Inflation factors drop from 15.8 to 14.2 per cent: Survey
|hrreporter.com|Last Updated: 11/03/2011

After two years of increasing inflation in health benefit plan costs, Canadian employers can now expect a break, according to a survey released today by Buck Consultants, A Xerox Company. Insurers have lowered their expected inflation costs for health benefit premiums (including prescription drugs, medical expenses, hospital coverage and dental care) from 15 per cent in 2010 to 14.4 per cent in 2011.

In analyzing the health cost trend assumptions that factor into the premium rate setting of 11 major Canadian insurers, the 2011 Canadian Health Care Trend Survey found insurers have dropped inflation factors for prescription drugs — the fastest-increasing expense paid by group insurance plans — from 15.8 per cent in 2010 to 14.2 per cent in 2011, a 10 per cent drop.

“This is due to two important factors,” said Michele Bossi, leader of Buck’s Canadian health and productivity consulting practice. “In 2010, several provinces implemented generic drug pricing reforms that reduce their cost.
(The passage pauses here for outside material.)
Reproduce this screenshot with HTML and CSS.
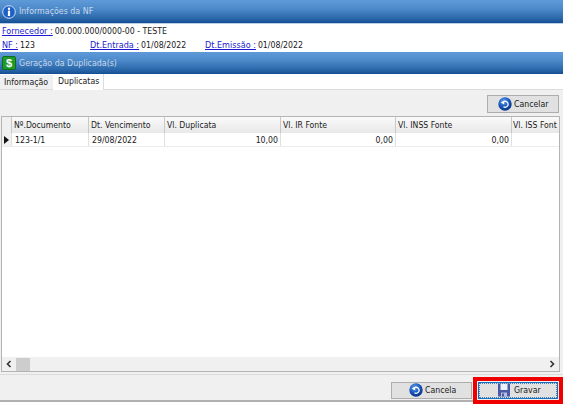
FILE: index.html
```html
<!DOCTYPE html>
<html lang="pt">
<head>
<meta charset="utf-8">
<title>Geração da Duplicada</title>
<link rel="stylesheet" href="styles.css">
</head>
<body>
<svg class="defs" width="0" height="0"><defs><radialGradient id="ball" cx="40%" cy="30%" r="75%"><stop offset="0" stop-color="#5b9bf0"/><stop offset=".6" stop-color="#1450b8"/><stop offset="1" stop-color="#0a2f80"/></radialGradient><symbol id="undo" viewBox="0 0 14 14"><circle cx="7" cy="7" r="6.7" fill="url(#ball)"/><path d="M4.4 6a3 3 0 1 1 1.1 3.8" fill="none" stroke="#fff" stroke-width="1.3"/><path d="M2.6 5.6 6.2 3.8V7.4z" fill="#fff"/></symbol></defs></svg>
<div class="window">
  <header class="band band-first">
    <svg class="band-icon" viewBox="0 0 14 14" width="14" height="14"><circle cx="7" cy="7" r="6.3" fill="#1d5fc4" stroke="#cfe0f5"/><circle cx="7" cy="3.7" r="1.2" fill="#fff"/><rect x="5.9" y="5.6" width="2.2" height="5.4" fill="#fff"/></svg>
    <span>Informações da NF</span>
  </header>
  <section class="info">
    <div class="info-row"><a>Fornecedor :</a><span>00.000.000/0000-00 - TESTE</span></div>
    <div class="info-row">
      <div class="cell cell-nf"><a>NF :</a><span>123</span></div>
      <div class="cell cell-ent"><a>Dt.Entrada :</a><span>01/08/2022</span></div>
      <div class="cell"><a>Dt.Emissão :</a><span>01/08/2022</span></div>
    </div>
  </section>
  <header class="band band-second">
    <svg class="band-icon" viewBox="0 0 14 14" width="14" height="14"><rect x=".5" y=".5" width="13" height="13" rx="1.5" fill="#1f9a2c" stroke="#0f6e1c"/><text x="7" y="11" text-anchor="middle" class="dollar">$</text></svg>
    <span>Geração da Duplicada(s)</span>
  </header>
  <nav class="tabs">
    <div class="tab">Informação</div>
    <div class="tab tab-active">Duplicatas</div>
  </nav>
  <main class="panel">
    <div class="toolbar">
      <button class="btn btn-cancelar"><svg class="undo" width="14" height="14"><use href="#undo"/></svg>Cancelar</button>
    </div>
    <div class="grid">
      <div class="grid-body">
        <div class="row row-head">
          <div class="c c0"></div>
          <div class="c c1">Nº.Documento</div>
          <div class="c c2">Dt. Vencimento</div>
          <div class="c c3">Vl. Duplicata</div>
          <div class="c c4">Vl. IR Fonte</div>
          <div class="c c5">Vl. INSS Fonte</div>
          <div class="c c6">Vl. ISS Font</div>
        </div>
        <div class="row row-data">
          <div class="c c0"><i class="pointer"></i></div>
          <div class="c c1">123-1/1</div>
          <div class="c c2">29/08/2022</div>
          <div class="c c3 num">10,00</div>
          <div class="c c4 num">0,00</div>
          <div class="c c5 num">0,00</div>
          <div class="c c6"></div>
        </div>
      </div>
      <div class="scrollbar">
        <svg class="chev" viewBox="0 0 8 8" width="8" height="8"><path d="M5.5 1 2.5 4l3 3" fill="none" stroke="#333" stroke-width="1.6"/></svg>
        <div class="thumb"></div>
        <div class="track"></div>
        <svg class="chev" viewBox="0 0 8 8" width="8" height="8"><path d="M2.5 1l3 3-3 3" fill="none" stroke="#333" stroke-width="1.6"/></svg>
      </div>
    </div>
  </main>
  <footer class="footer">
    <button class="btn btn-cancela"><svg class="undo" width="14" height="14"><use href="#undo"/></svg>Cancela</button>
    <button class="btn btn-gravar"><svg class="floppy" viewBox="0 0 14 14" width="14" height="14"><path d="M1 .5h12v13H1z" fill="#4a5aa8"/><rect x="3.5" y=".5" width="7" height="6.5" fill="#eef0f7"/><rect x="4" y="9.5" width="6" height="4" fill="#b8c0dc"/><rect x="5" y="10.5" width="2" height="3" fill="#4a5aa8"/></svg>Gravar</button>
  </footer>
</div>
</body>
</html>
```
FILE: styles.css
```css
* { box-sizing: border-box; }
html, body { margin: 0; padding: 0; background: #fff; }
body { width: 563px; height: 406px; overflow: hidden; font: 8.7px/13px "DejaVu Sans Condensed", "DejaVu Sans", sans-serif; font-stretch: condensed; color: #1a1a1a; }
.defs { position: absolute; }
.window { display: flex; flex-direction: column; height: 406px; }

.band { display: flex; align-items: center; gap: 3px; padding-left: 2px; color: #c9d8ea; font-size: 8.8px; background: linear-gradient(#5f9ad8 0, #4f8ccc 35%, #2f6cae 75%, #1a5499 96%, #104a8c 100%); flex: none; }
.band-first { height: 24px; border-bottom: 1px solid #b9d0ea; }
.band-second { height: 22px; }
.band-icon { flex: none; }
.dollar { font: bold 11px "Liberation Sans", sans-serif; fill: #fff; }

.info { height: 28px; padding: 1px 2px 0; background: #fff; display: flex; flex-direction: column; gap: 0; flex: none; }
.info-row { display: flex; height: 13.5px; align-items: center; }
.info-row a { color: #1a1ad0; text-decoration: underline; margin-right: 2px; font-size: 9px; }
.cell { display: flex; }
.cell-nf { width: 88px; }
.cell-ent { width: 115px; }

.tabs { height: 16px; display: flex; align-items: flex-end; background: #fff; flex: none; border-bottom: 1px solid #dcdcdc; }
.tab { width: 53px; height: 14px; padding-left: 4px; background: #f0f0f0; line-height: 14px; }
.tab-active { width: 51px; height: 16px; padding-left: 5px; margin-bottom: -1px; background: #fff; border-right: 1px solid #dcdcdc; line-height: 15px; position: relative; }

.panel { flex: none; height: 284px; background: #f0f0f0; padding: 5px 2px 0 1px; display: flex; flex-direction: column; }
.toolbar { display: flex; justify-content: flex-end; height: 21px; padding-right: 2px; flex: none; }
.btn { display: flex; align-items: center; gap: 2px; height: 18px; padding: 0; border: 1px solid #adadad; background: #e1e1e1; font: inherit; color: inherit; }
.btn-cancelar { width: 72px; padding-left: 10px; }

.grid { height: 256px; width: 559px; border: 1px solid #b4b4b4; background: #fff; display: flex; flex-direction: column; flex: none; }
.grid-body { flex: 1; overflow: hidden; }
.row { display: flex; }
.row-head { height: 16px; background: linear-gradient(#fafafa, #e8e8e8); }
.row-data { height: 14px; border-bottom: 1px solid #ececec; }
.c { flex: none; padding: 0 2px; white-space: nowrap; overflow: hidden; border-right: 1px solid #e0e0e0; line-height: 14px; }
.row-head .c { border-right-color: #c8c8c8; font-size: 8.6px; line-height: 16px; }
.c0 { width: 10px; background: #f0f0f0; padding: 0; display: flex; align-items: center; justify-content: center; }
.c1 { width: 77px; }
.c2 { width: 76px; }
.c3 { width: 116px; }
.c4 { width: 115px; }
.c5 { width: 116px; }
.c6 { width: 47px; border-right: 0; padding-right: 0; padding-left: 1px; }
.row-data .c1, .row-data .c2 { padding-left: 3px; }
.num { text-align: right; }
.pointer { width: 0; height: 0; border-left: 5px solid #111; border-top: 4.5px solid transparent; border-bottom: 4.5px solid transparent; }

.scrollbar { height: 14px; background: #f0f0f0; display: flex; align-items: center; flex: none; }
.chev { flex: none; margin: 0 3px; }
.thumb { width: 14px; height: 13px; background: #cdcdcd; flex: none; }
.track { flex: 1; }

.footer { flex: none; height: 28px; background: #f0f0f0; border-top: 1px solid #dcdcdc; border-bottom: 2px solid #b0b0b0; display: flex; justify-content: flex-end; align-items: center; gap: 6px; padding: 5px 5px 0 0; }
.footer .btn { height: 17px; }
.btn-cancela { width: 81px; padding-left: 17px; }
.btn-gravar { width: 80px; padding-left: 18px; gap: 3px; position: relative; border: 1px solid #1a6fc0; outline: 4px solid #ee0000; outline-offset: 1px; }
.btn-gravar::after { content: ""; position: absolute; inset: 0; border: 1px dotted #4a7fb4; }
```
Also, the patents expired for several blockbuster pharmaceuticals (such as the top-selling cholesterol drug Lipitor) in 2010, opening the door for lower-cost generic substitutes.”

The survey shows a downward trend in dental cost inflation across the country (from 8.7 per cent last year to 8.2 per cent in 2011), while hospital inflation factors have seen an overall decline since the end of 2007 (from 10.6 per cent in 2008 to 8.2 per cent in 2011). Use of dental services — a factor that is sensitive to economic conditions — has leveled off, perhaps reflecting increased employee confidence in job retention and availability of benefits. A continuing shift from inpatient to outpatient treatments has been reducing employers’ spend on hospital accommodation.

“This year’s survey results are welcome news for employers,” said Bossi. “The general trend reversal for both health and dental costs could mean we’re finally seeing the impact of wellness programs and a healthier workforce. For now, employers can breathe a sigh of relief that benefit cost trends are finally decelerating.”